Any ideas what can be done to improve the performance? Probably, there are options to rewrite the query or adjust a configuration of the table.
Note that this question is significantly obfuscated in terms of business meaning to clearly demonstrate the technical problem I face.
CodePudding user response:
The window function has to scan the whole table. It has no idea that really you are only interested in the first value. A lateral join could perform better and is more readable anyway:
ELECT
e.event_id,
latest.latest_event_id
FROM
events AS e
CROSS JOIN LATERAL
(SELECT
l.event_id AS latest_event_id
FROM
events AS l
WHERE
l.correlation_id = e.correlation_id
ORDER BY l.create_timestamp
FETCH FIRST 1 ROWS ONLY
) AS latest;
The perfect index to support that would be
CREATE INDEX ON event (correlation_id, create_timestamp);
CodePudding user response:
One option that may improve efficiency is to rewrite the query filtering "rn" = 1 beforehand to reduce resulting rows when joining tables:
WITH "latestCte"("correlation_id", "event_id") as (SELECT
"correlation_id",
"event_id",
ROW_NUMBER () OVER (
PARTITION BY "correlation_id"
ORDER BY
"create_timestamp" ASC
) AS "rn"
FROM
events)
SELECT
"events"."event_id" AS "event_id",
"latest"."event_id" AS "latest_event_id"
FROM
events "events"
JOIN (
SELECT "correlation_id", "event_id" FROM "latestCte" WHERE "rn" = 1
) "latest" ON (
"latest"."correlation_id" = "events"."correlation_id"
)
WHERE
"events"."username" = 'user1'
Hope it helps, also I am curious to see the resulting execution plan of this query. Best regards.
CodePudding user response:
Without having access to the data, I'm really just throwing out ideas...
Instead of a subquery, it's worth trying a materialized CTE
Rather than the row_number analytic, you can try a
distinct on
. Honestly, I don't predict any gains. It's basically the same thing at the database level
Sample of both:
with latest as materialized (
SELECT distinct on ("correlation_id")
"correlation_id", "event_id"
FROM events
order by
"correlation_id", "create_timestamp" desc
)
SELECT
e."event_id",
l."event_id" AS "latest_event_id"
FROM
events "events" e
join latest l ON
l."correlation_id" = e."correlation_id"
WHERE
e."username" = 'user1'
Additional suggestion -- if you are doing this over and over, I'd consider creating a temp table or materialized view for "latest," including an index by coorelation_id rather than re-running the subquery (or CTE) every single time. This will be a one-time pain followed my repeated gain.

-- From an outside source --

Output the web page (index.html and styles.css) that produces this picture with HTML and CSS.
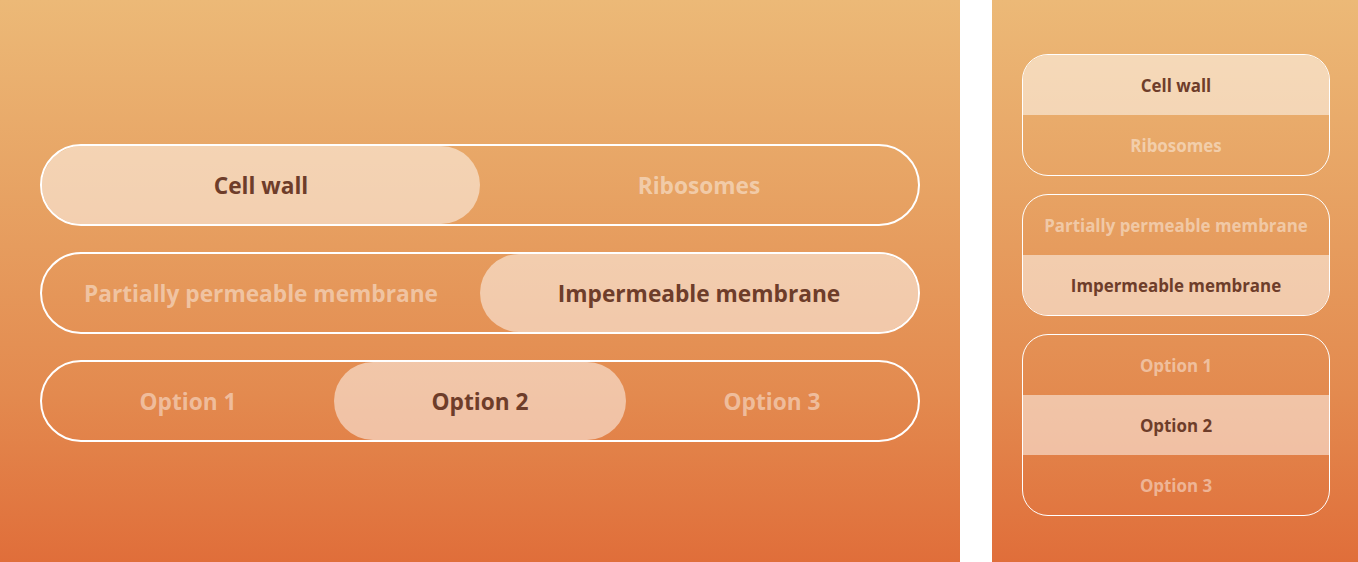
FILE: index.html
```html
<!DOCTYPE html>
<html lang="en">
<head>
	<meta charset="UTF-8">
	<title>toggles</title>
	<link rel="stylesheet" href="styles.css">
</head>
<body>
	<div class="page">
		<div class="panel wide">
			<div class="toggle">
				<div class="seg on">Cell wall</div>
				<div class="seg">Ribosomes</div>
			</div>
			<div class="toggle">
				<div class="seg">Partially permeable membrane</div>
				<div class="seg on">Impermeable membrane</div>
			</div>
			<div class="toggle">
				<div class="seg">Option 1</div>
				<div class="seg on">Option 2</div>
				<div class="seg">Option 3</div>
			</div>
		</div>
		<div class="gap"></div>
		<div class="panel narrow">
			<div class="stack">
				<div class="row on">Cell wall</div>
				<div class="row">Ribosomes</div>
			</div>
			<div class="stack">
				<div class="row">Partially permeable membrane</div>
				<div class="row on">Impermeable membrane</div>
			</div>
			<div class="stack">
				<div class="row">Option 1</div>
				<div class="row on">Option 2</div>
				<div class="row">Option 3</div>
			</div>
		</div>
	</div>
</body>
</html>
```

FILE: styles.css
```css
*{
	margin: 0;
	padding: 0;
	box-sizing: border-box;
}
body{
	font-family: "Open Sans", Lato, sans-serif;
	font-weight: bold;
	background: #fff;
}
.page{
	display: flex;
	height: 562px;
}
.gap{
	width: 32px;
}
.panel{
	height: 100%;
	background: linear-gradient(#ecb977, #e7a263 35%, #e38a4f 70%, #e06e3a);
	display: flex;
	flex-direction: column;
}
.wide{
	width: 960px;
	padding: 144px 40px 0 40px;
	gap: 26px;
}
.narrow{
	flex: 1;
	padding: 54px 28px 0 30px;
	gap: 18px;
}
/* horizontal pills */
.toggle{
	display: flex;
	height: 82px;
	border: 2px solid #fff;
	border-radius: 999px;
}
.seg{
	flex: 1;
	display: flex;
	align-items: center;
	justify-content: center;
	border-radius: 999px;
	font-size: 22.7px;
	color: rgba(255,255,255,0.45);
}
.seg.on, .row.on{
	background: rgba(255,255,255,0.5);
	color: #6e3d2a;
}
/* vertical stacks */
.stack{
	border: 1.5px solid #fff;
	border-radius: 26px;
	overflow: hidden;
}
.row{
	height: 60px;
	display: flex;
	align-items: center;
	justify-content: center;
	font-size: 16.9px;
	color: rgba(255,255,255,0.45);
}
```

Yet one more suggestion -- if at all possible, drop the double quotes from your object names. Maybe it's just me, but I find them brutal. Unless you have spaces, reserved words or mandatory uppercase in your field names (please don't do that), then these create more problems than they solve. I kept them in the query I listed above, but it pained me.

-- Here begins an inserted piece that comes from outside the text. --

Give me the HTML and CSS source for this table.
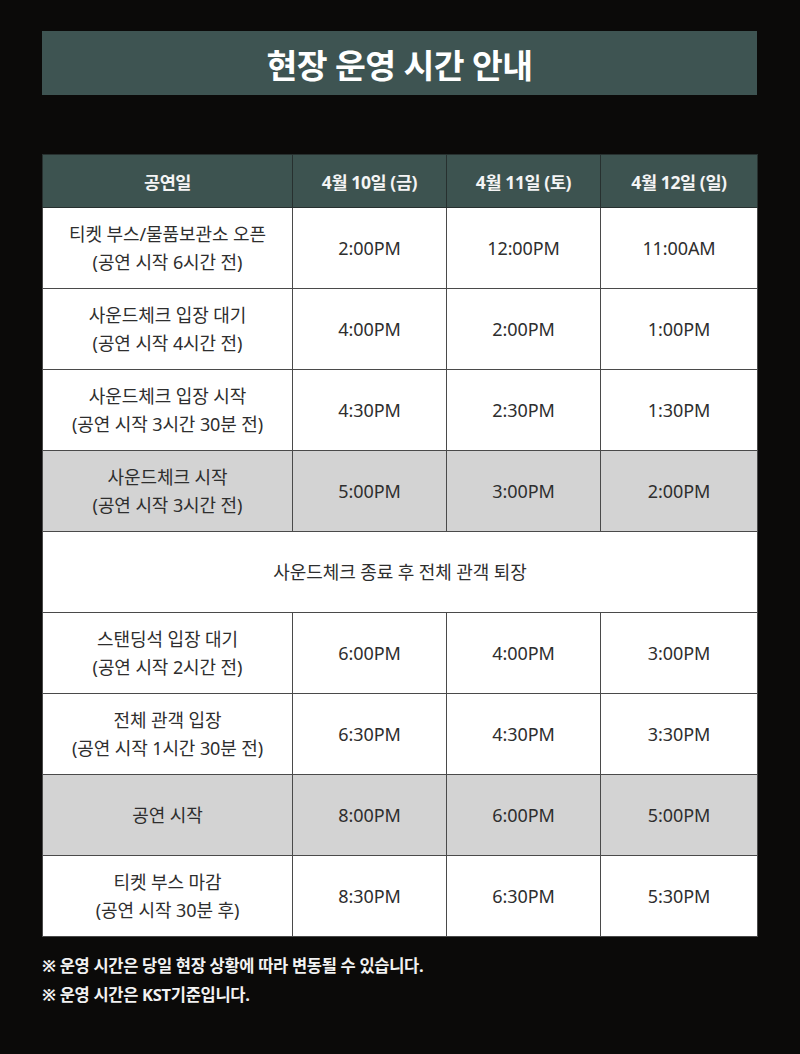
FILE: index.html
```html
<!DOCTYPE html>
<html lang="ko">
<head>
<meta charset="utf-8">
<link rel="stylesheet" href="styles.css">
</head>
<body>
<div class="page">
  <h1 class="title">현장 운영 시간 안내</h1>
  <table class="sched">
    <colgroup>
      <col class="c1"><col class="c2"><col class="c3"><col class="c4">
    </colgroup>
    <thead>
      <tr><th>공연일</th><th>4월 10일 (금)</th><th>4월 11일 (토)</th><th>4월 12일 (일)</th></tr>
    </thead>
    <tbody>
      <tr><td>티켓 부스/물품보관소 오픈<br>(공연 시작 6시간 전)</td><td>2:00PM</td><td>12:00PM</td><td>11:00AM</td></tr>
      <tr><td>사운드체크 입장 대기<br>(공연 시작 4시간 전)</td><td>4:00PM</td><td>2:00PM</td><td>1:00PM</td></tr>
      <tr><td>사운드체크 입장 시작<br>(공연 시작 3시간 30분 전)</td><td>4:30PM</td><td>2:30PM</td><td>1:30PM</td></tr>
      <tr class="gray"><td>사운드체크 시작<br>(공연 시작 3시간 전)</td><td>5:00PM</td><td>3:00PM</td><td>2:00PM</td></tr>
      <tr><td colspan="4">사운드체크 종료 후 전체 관객 퇴장</td></tr>
      <tr><td>스탠딩석 입장 대기<br>(공연 시작 2시간 전)</td><td>6:00PM</td><td>4:00PM</td><td>3:00PM</td></tr>
      <tr><td>전체 관객 입장<br>(공연 시작 1시간 30분 전)</td><td>6:30PM</td><td>4:30PM</td><td>3:30PM</td></tr>
      <tr class="gray"><td>공연 시작</td><td>8:00PM</td><td>6:00PM</td><td>5:00PM</td></tr>
      <tr><td>티켓 부스 마감<br>(공연 시작 30분 후)</td><td>8:30PM</td><td>6:30PM</td><td>5:30PM</td></tr>
    </tbody>
  </table>
  <div class="notes">
    <p>※ 운영 시간은 당일 현장 상황에 따라 변동될 수 있습니다.</p>
    <p>※ 운영 시간은 KST기준입니다.</p>
  </div>
</div>
</body>
</html>
```
FILE: styles.css
```css
html, body {
  margin: 0;
  padding: 0;
  background: #0b0a09;
}
body {
  font-family: "Noto Sans", "Noto Sans CJK KR", sans-serif;
  width: 800px;
  height: 1054px;
  overflow: hidden;
}
.page {
  padding: 31px 0 0 42px;
  width: 715px;
}
.title {
  margin: 0;
  height: 64px;
  background: #3e5452;
  color: #ffffff;
  font-size: 33.5px;
  font-weight: 700;
  letter-spacing: -0.6px;
  display: flex;
  align-items: center;
  justify-content: center;
}
.sched {
  margin-top: 59px;
  width: 715px;
  border-collapse: collapse;
  table-layout: fixed;
}
.c1 { width: 250px; }
.c2 { width: 154px; }
.c3 { width: 154px; }
.c4 { width: 157px; }
.sched th {
  background: #3d5350;
  color: #f4f4f4;
  font-size: 17.5px;
  font-weight: 700;
  height: 52px;
  padding: 0;
  border: 1px solid #27302f;
  letter-spacing: -0.4px;
}
.sched td {
  background: #ffffff;
  color: #2e2e2e;
  font-size: 18px;
  line-height: 28px;
  height: 80px;
  padding: 0;
  text-align: center;
  border: 1px solid #4a4a4a;
  letter-spacing: -0.1px;
}
.sched tr.gray td {
  background: #d3d3d3;
}
.notes {
  margin-top: 14px;
}
.notes p {
  margin: 0;
  color: #f2f2f2;
  font-size: 16.5px;
  font-weight: 700;
  line-height: 29px;
  letter-spacing: -0.3px;
}
```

And this last comment goes back to knowing your data... since row_number and distinct on are relatively expensive operations, it may make sense to make your subquery/cte more selective by introducing the "user1" constraint. This is completely untested, but something like this:
SELECT distinct on (e1.correlation_id)
e1.correlation_id, e1.event_id
FROM events e1
join events e2 on
e1.correlation_id = e2.correlation_id and
e2.username = 'user1'
order by
e1.correlation_id, e1.create_timestamp desc
CodePudding user response:
All those needless double quotes are making my eyes bleed.
This should very fast with a lateral join, provided the number of returned rows is rather low, i.e. 'user1' is rather specific.
explain analyze SELECT
events.event_id AS event_id,
latest.event_id AS latest_event_id
FROM
events "events"
cross JOIN lateral (
SELECT
latest.event_id AS event_id
FROM events latest
WHERE latest.correlation_id=events.correlation_id
ORDER by create_timestamp ASC limit 1
) latest
WHERE
events.username = 'user1';
You will want an index on username
, and one on (correlation_id, create_timestamp)
If the number of rows returned is large, then your current query, which precomputes in bulk, is probably better. But would be faster if you used DISTINCT ON rather than the window function to pull out just the latest for each correlation_id. Unfortunately the planner does not understand these queries to be equivalent, and so will not interconvert between them based on what it thinks will be faster.